Einen der Fassung bei Memel, S. 20, Nr. 27 nahestehenden englischen Schwank druckt Ashton, S. 200 aus England’s Jests Refin’d and Improv’d, 3rd Ed., London, 1693 ab:

A Scholar meeting a Countreyman upon the Road rid up very briskly to him; but the Countreyman, out of respect to him was turning off his Horse to give him the Road, when the Scholar, laying his Hand upon his Sword, said: »’Tis well you gave me the Way, or I’d ....« »What wou’d you have done?« said the Countreyman, holding up his Club at him. »Given it to you, Sir,« says he, pulling off his Had to him.

Vgl. weiter Lehmann, Exilium melancholiae, D, 57, S. 96, Amalfi, XII facezie e motti raccolti in Piano di Sorrente, Nr. 1: Fateme ’a caretà, ca se no!, im Archivio, XXI, S. 335 ff. und Krauss, Zigeunerhumor, S. 143 ff., 169 ff. und 186.

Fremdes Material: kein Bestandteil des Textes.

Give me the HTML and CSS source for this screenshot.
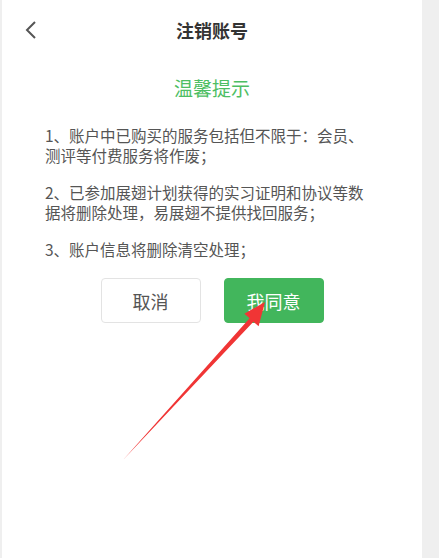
FILE: index.html
```html
<!DOCTYPE html>
<html lang="zh">
<head>
<meta charset="utf-8">
<link rel="stylesheet" href="styles.css">
</head>
<body>
<div class="page">
  <div class="navbar">
    <span class="back">
      <svg width="14" height="20" viewBox="0 0 14 20"><path d="M11 2 L3 10 L11 18" fill="none" stroke="#555" stroke-width="2"/></svg>
    </span>
    <span class="title">注销账号</span>
    <span class="spacer"></span>
  </div>
  <div class="tip-title">温馨提示</div>
  <div class="content">
    <p>1、账户中已购买的服务包括但不限于：会员、<br>测评等付费服务将作废；</p>
    <p>2、已参加展翅计划获得的实习证明和协议等数<br>据将删除处理，易展翅不提供找回服务；</p>
    <p>3、账户信息将删除清空处理；</p>
  </div>
  <div class="actions">
    <button class="btn btn-cancel">取消</button>
    <button class="btn btn-agree">我同意</button>
  </div>
  <svg class="arrow" width="420" height="558" viewBox="2 0 420 558">
    <polygon points="265,302 244.4,313.7 249.6,318.3 123,460 253.4,321.7 258.6,326.3" fill="#f03535"/>
  </svg>
</div>
</body>
</html>
```
FILE: styles.css
```css
html, body {
  margin: 0;
  padding: 0;
}
body {
  background: #efefef;
  font-family: "Noto Sans CJK SC", "Noto Sans", sans-serif;
}
.page {
  position: relative;
  width: 420px;
  height: 558px;
  margin-left: 2px;
  background: #fff;
  overflow: hidden;
}
.navbar {
  height: 60px;
  display: grid;
  grid-template-columns: 60px 1fr 60px;
  align-items: center;
}
.back {
  display: flex;
  justify-content: flex-end;
  padding-right: 0;
  margin-left: 0;
  width: 36px;
  padding-top: 0;
}
.back svg {
  display: block;
}
.title {
  text-align: center;
  font-size: 18px;
  font-weight: 700;
  color: #333;
  line-height: 24px;
}
.tip-title {
  margin-top: 16px;
  text-align: center;
  font-size: 19px;
  line-height: 24px;
  color: #4dbe63;
}
.content {
  margin-top: 25px;
  padding: 0 20px 0 43px;
}
.content p {
  margin: 0 0 17px 0;
  font-size: 15.5px;
  line-height: 20px;
  color: #555;
  white-space: nowrap;
}
.content p:last-child {
  margin-bottom: 0;
}
.actions {
  margin-top: 19px;
  display: flex;
  justify-content: center;
  gap: 23px;
}
.btn {
  width: 100px;
  height: 45px;
  border-radius: 4px;
  font-family: "Noto Sans CJK SC", "Noto Sans", sans-serif;
  font-size: 18px;
  padding: 0;
}
.btn-cancel {
  background: #fff;
  border: 1px solid #e3e3e3;
  color: #555;
}
.btn-agree {
  background: #42b65c;
  border: 1px solid #42b65c;
  color: #fff;
}
.arrow {
  position: absolute;
  left: 0;
  top: 0;
  pointer-events: none;
}
```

Diese Drohung Entweder .... oder ....! erinnert an die im drohenden Tone gerichtete Frage: Ist das Ernst oder Spaß?, z. B. in Archie Armstrong’s Banquet of Jests, S. 216:

Two Gentlemen meeting, the one jostled the other from the Wall, and had almost made him to measure his length in the channell: who by much adoe recovering himselfe came up close to him, and asked him whether he were in jest, or in earnest? He told him plainely, that what hee did was in earnest. And I am glad, replies the other, that you told me so: for I protest, I love no such jesting: by which words he put off the quarell.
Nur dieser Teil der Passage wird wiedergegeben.